I was up in the tree for the expressed purpose of taking the lights, that I had so carefully placed in those branches a month ago, back down. It is the part of the dance that gives me the satisfaction of a job being complete, but also pains me a bit because I know that I won't be looking out the front window at dusk to see Holiday Magic coming alive. All that magic has been unplugged, rolled up and stuck back in the plastic tubs where it will stay for another eleven months. It is also the second time in a month that I find myself up in a tree.
Before I strung the lights, I took the time to prune away many of the extraneous branches that had popped up over the summer and were creating a challenge for my decorating process. I would like to tell you that my respect for all living things extends to the plum tree in our front yard, but that may not be completely true.
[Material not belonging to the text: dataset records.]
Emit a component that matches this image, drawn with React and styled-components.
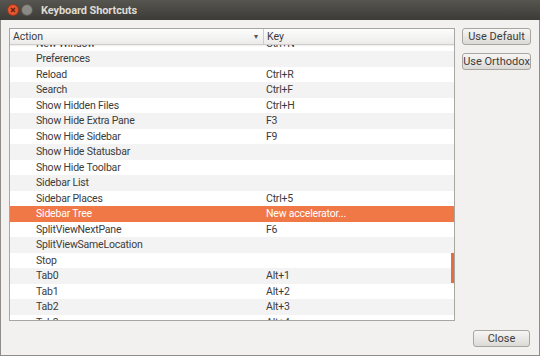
import styled, { createGlobalStyle } from "styled-components";

const GlobalStyle = createGlobalStyle`
  html, body { margin: 0; padding: 0; }
  body {
    width: 540px;
    height: 356px;
    overflow: hidden;
    font-family: Roboto, "Open Sans", sans-serif;
  }
`;

const rows = [
  ["New Window", "Ctrl+N"],
  ["Preferences", ""],
  ["Reload", "Ctrl+R"],
  ["Search", "Ctrl+F"],
  ["Show Hidden Files", "Ctrl+H"],
  ["Show Hide Extra Pane", "F3"],
  ["Show Hide Sidebar", "F9"],
  ["Show Hide Statusbar", ""],
  ["Show Hide Toolbar", ""],
  ["Sidebar List", ""],
  ["Sidebar Places", "Ctrl+5"],
  ["Sidebar Tree", "New accelerator..."],
  ["SplitViewNextPane", "F6"],
  ["SplitViewSameLocation", ""],
  ["Stop", ""],
  ["Tab0", "Alt+1"],
  ["Tab1", "Alt+2"],
  ["Tab2", "Alt+3"],
  ["Tab3", "Alt+4"],
];

const SELECTED = 11;

const App = () => {
  return (
    <>
      <GlobalStyle />
      <Window>
        <TitleBar>
          <WinButton color="#e9562f">
            <svg width="6" height="6" viewBox="0 0 6 6">
              <path d="M1 1L5 5M5 1L1 5" stroke="#5a2414" strokeWidth="1.3" />
            </svg>
          </WinButton>
          <WinButton color="#8c8a84" />
          <Title>Keyboard Shortcuts</Title>
        </TitleBar>
        <Body>
          <Main>
            <Table>
              <Header>
                <HeadCell width="254px">
                  Action
                  <SortArrow>▾</SortArrow>
                </HeadCell>
                <HeadCell>Key</HeadCell>
              </Header>
              <Viewport>
                <RowList>
                  {rows.map(([action, key], i) => (
                    <Row key={action} $striped={i % 2 === 1} $selected={i === SELECTED}>
                      <ActionCell>{action}</ActionCell>
                      <KeyCell>{key}</KeyCell>
                    </Row>
                  ))}
                </RowList>
                <ScrollMark />
              </Viewport>
            </Table>
            <SideButtons>
              <Button>Use Default</Button>
              <Button>Use Orthodox</Button>
            </SideButtons>
          </Main>
          <Footer>
            <Button $wide>Close</Button>
          </Footer>
        </Body>
      </Window>
    </>
  );
};

export default App;

const Window = styled.div`
  width: 540px;
  height: 356px;
  box-sizing: border-box;
  display: flex;
  flex-direction: column;
  background: #f2f1f0;
  border: 1px solid #8e8c87;
  border-top: none;
`;

const TitleBar = styled.div`
  height: 20px;
  flex-shrink: 0;
  display: flex;
  align-items: center;
  padding-left: 7px;
  gap: 2px;
  background: linear-gradient(#56554f, #3c3b37);
  margin: 0 -1px;
`;

const WinButton = styled.div`
  width: 10px;
  height: 10px;
  border-radius: 50%;
  background: ${({ color }) => color};
  border: 1px solid rgba(0, 0, 0, 0.35);
  display: flex;
  align-items: center;
  justify-content: center;
`;

const Title = styled.span`
  margin-left: 6px;
  color: #dfdbd2;
  font-size: 11px;
  font-weight: bold;
  letter-spacing: -0.1px;
`;

const Body = styled.div`
  flex: 1;
  display: flex;
  flex-direction: column;
  padding: 8px;
`;

const Main = styled.div`
  display: flex;
  gap: 7px;
`;

const Table = styled.div`
  width: 446px;
  height: 293px;
  flex-shrink: 0;
  box-sizing: border-box;
  border: 1px solid #a8a6a1;
  background: #ffffff;
  display: flex;
  flex-direction: column;
  overflow: hidden;
`;

const Header = styled.div`
  height: 15px;
  flex-shrink: 0;
  display: flex;
  background: linear-gradient(#fdfdfd, #ecebea);
  border-bottom: 1px solid #cfcdca;
  position: relative;
  z-index: 1;
  box-shadow: 0 1px 1px rgba(0, 0, 0, 0.06);
`;

const HeadCell = styled.div`
  width: ${({ width }) => width || "auto"};
  flex: ${({ width }) => (width ? "none" : 1)};
  box-sizing: border-box;
  display: flex;
  align-items: center;
  padding-left: 3px;
  font-size: 10.5px;
  color: #3c3c3c;
  border-right: 1px solid #cfcdca;
  &:last-child { border-right: none; }
`;

const SortArrow = styled.span`
  margin-left: auto;
  margin-right: 5px;
  font-size: 8px;
  color: #555;
`;

const Viewport = styled.div`
  flex: 1;
  position: relative;
  overflow: hidden;
`;

const RowList = styled.div`
  margin-top: -9.5px;
`;

const Row = styled.div`
  height: 15.5px;
  display: flex;
  align-items: center;
  font-size: 10.5px;
  letter-spacing: -0.2px;
  color: ${({ $selected }) => ($selected ? "#ffffff" : "#3c3c3c")};
  background: ${({ $selected, $striped }) =>
    $selected ? "#f07746" : $striped ? "#f3f3f3" : "#ffffff"};
`;

const ActionCell = styled.div`
  width: 254px;
  padding-left: 26px;
  box-sizing: border-box;
  white-space: nowrap;
`;

const KeyCell = styled.div`
  padding-left: 2px;
  white-space: nowrap;
`;

const ScrollMark = styled.div`
  position: absolute;
  right: 0;
  top: 208px;
  width: 3px;
  height: 30px;
  background: #e46f3e;
`;

const SideButtons = styled.div`
  display: flex;
  flex-direction: column;
  gap: 8px;
`;

const Button = styled.button`
  height: 17px;
  padding: 0;
  width: ${({ $wide }) => ($wide ? "57px" : "69px")};
  box-sizing: border-box;
  font-family: Roboto, "Open Sans", sans-serif;
  font-size: 11px;
  color: #3c3c3c;
  background: linear-gradient(#f7f6f5, #dcdad6);
  border: 1px solid #a9a69f;
  border-radius: 3px;
  cursor: pointer;
  white-space: nowrap;
`;

const Footer = styled.div`
  margin-top: auto;
  display: flex;
  justify-content: flex-end;
  padding-right: 1px;
`;
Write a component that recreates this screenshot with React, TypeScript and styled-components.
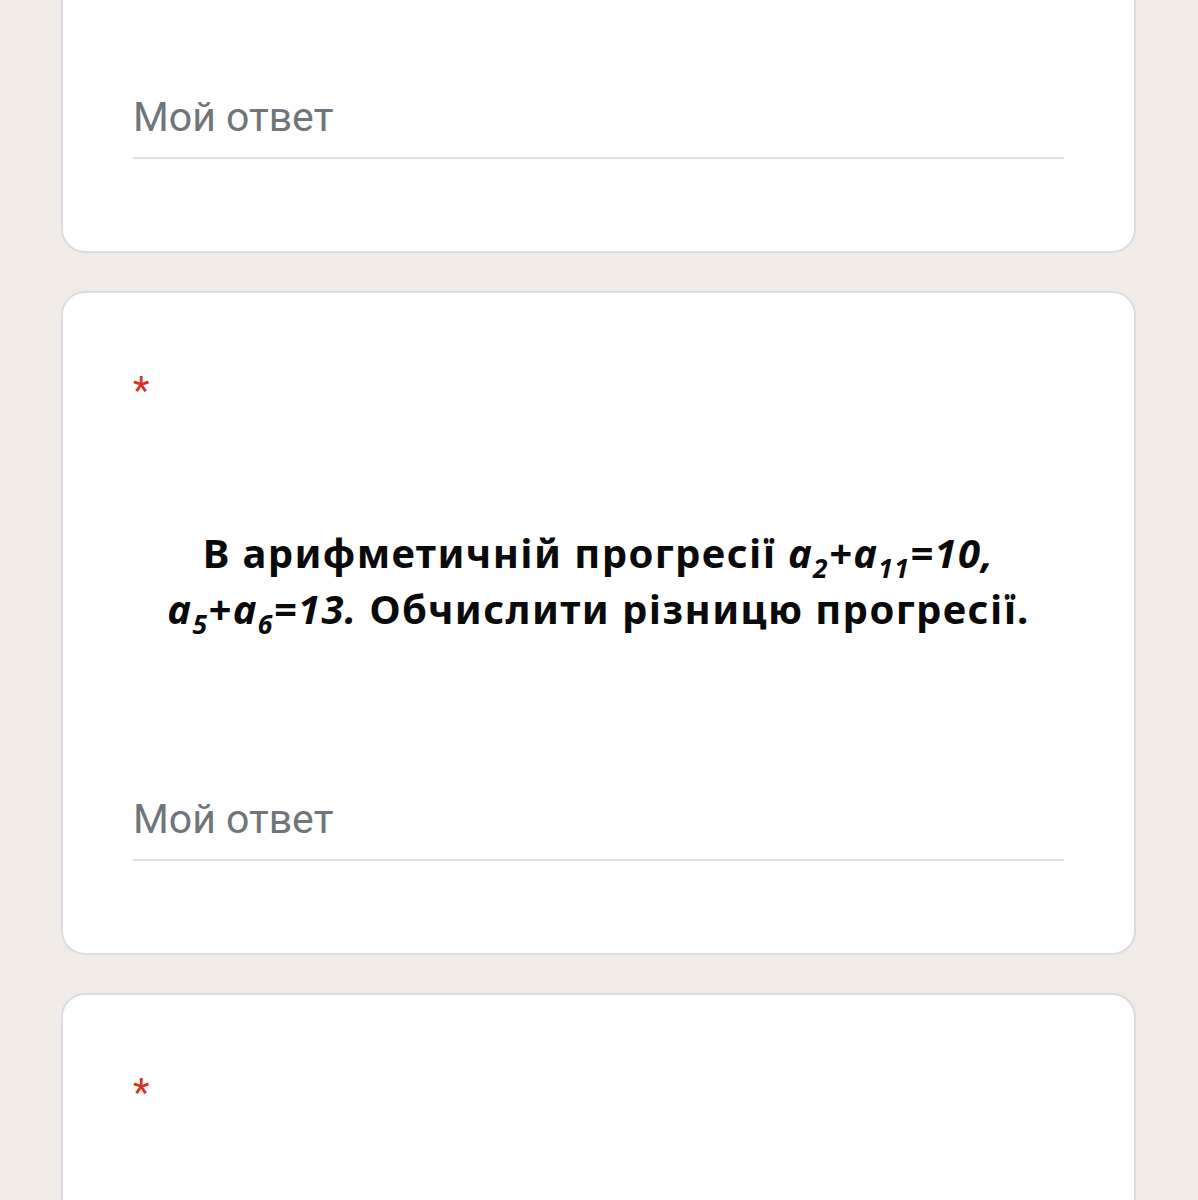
import React from "react";
import styled, { createGlobalStyle } from "styled-components";

const GlobalStyle = createGlobalStyle`
  html, body {
    margin: 0;
    padding: 0;
    background: #f1ebe7;
  }
  body {
    font-family: Roboto, "Noto Sans", Arial, sans-serif;
  }
`;

const Page = styled.div`
  display: flex;
  flex-direction: column;
  gap: 38px;
  padding: 0 62px 40px 61px;
  margin-top: -49px;
`;

const Card = styled.section<{ minHeight?: number }>`
  background: #ffffff;
  border: 2px solid #dadce0;
  border-radius: 24px;
  padding: 0 70px 92px 70px;
  min-height: ${({ minHeight }) => (minHeight ? `${minHeight}px` : "auto")};
  display: flex;
  flex-direction: column;
`;

const TopSpacer = styled.div`
  height: 140px;
`;

const Required = styled.div`
  margin-top: 79px;
  font-family: Roboto, Arial, sans-serif;
  font-size: 38px;
  line-height: 38px;
  color: #d93025;
`;

const QuestionText = styled.div`
  margin-top: 115px;
  text-align: center;
  font-family: "Noto Sans", "Open Sans", Arial, sans-serif;
  font-weight: 700;
  font-size: 40px;
  letter-spacing: 1.4px;
  line-height: 56px;
  color: #0a0a0a;
`;

const Math = styled.i`
  font-style: italic;
`;

const Sub = styled.sub`
  font-size: 0.66em;
  line-height: 0;
  vertical-align: -0.36em;
`;

const AnswerField = styled.div<{ gap: number }>`
  margin-top: ${({ gap }) => gap}px;
  padding-bottom: 16px;
  border-bottom: 2px solid #e0e0e0;
  font-family: Roboto, Arial, sans-serif;
  font-size: 41px;
  line-height: 48px;
  color: #70757a;
`;

const App: React.FC = () => {
  return (
    <>
      <GlobalStyle />
      <Page>
        <Card>
          <TopSpacer />
          <AnswerField gap={0}>Мой ответ</AnswerField>
        </Card>

        <Card>
          <Required>*</Required>
          <QuestionText>
            В арифметичній прогресії{" "}
            <Math>
              a<Sub>2</Sub>+a<Sub>11</Sub>=10,
            </Math>
            <br />
            <Math>
              a<Sub>5</Sub>+a<Sub>6</Sub>=13.
            </Math>{" "}
            Обчислити різницю прогресії.
          </QuestionText>
          <AnswerField gap={158}>Мой ответ</AnswerField>
        </Card>

        <Card minHeight={400}>
          <Required>*</Required>
        </Card>
      </Page>
    </>
  );
};

export default App;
Of all the trees on our property, and we have a few, it is the least photogenic. It is also the heartiest, and seems to grow with a will that embarrasses the rest of our shrubbery. That's why I have to give it props, as they say. All that gusto is, however, what makes it necessary for me to hack at it in my voluminous spare time. It continually threatens the phone and cable TV wires coming into our house from the pole outside.
That's why I did what I did. After I had taken the last strand of lights from the branches and lowered them to the ground, I found myself faced with at least a dozen suckers that were sticking straight up into the sky, threatening our communications system once again. I hesitated for a few moments, imagining that I would find myself out there again when the spring came, whittling away at the offending twigs and leaves. When I awoke from this reverie, I climbed back down, went to the garage and came back with the saw.
Don't panic. I didn't cut the whole thing down. That wouldn't have been humane, and it would have taken considerably more time and machinery than I had at my disposal. Instead, I climbed back up to my perch and found the base of the offending branch, a good foot in circumference. The reciprocating saw made short work of this chunk of wood, and soon it was a six-foot long log at on the ground. the overhead wires were safe once again, perhaps this time for good. As I sat there, in that lofty spot, I had a sudden urge to build a tree fort. It has been a while since the last time I had a place where I could sit and watch the world go by, maybe as I ate a snack or read a book. Up with the birds and the low-hanging clouds. I thought of the treehouses I have built in my life. I thought about the feelings of the trees. I appreciated the tenacity of our plum tree once again, and climbed back down to the earth where I belong.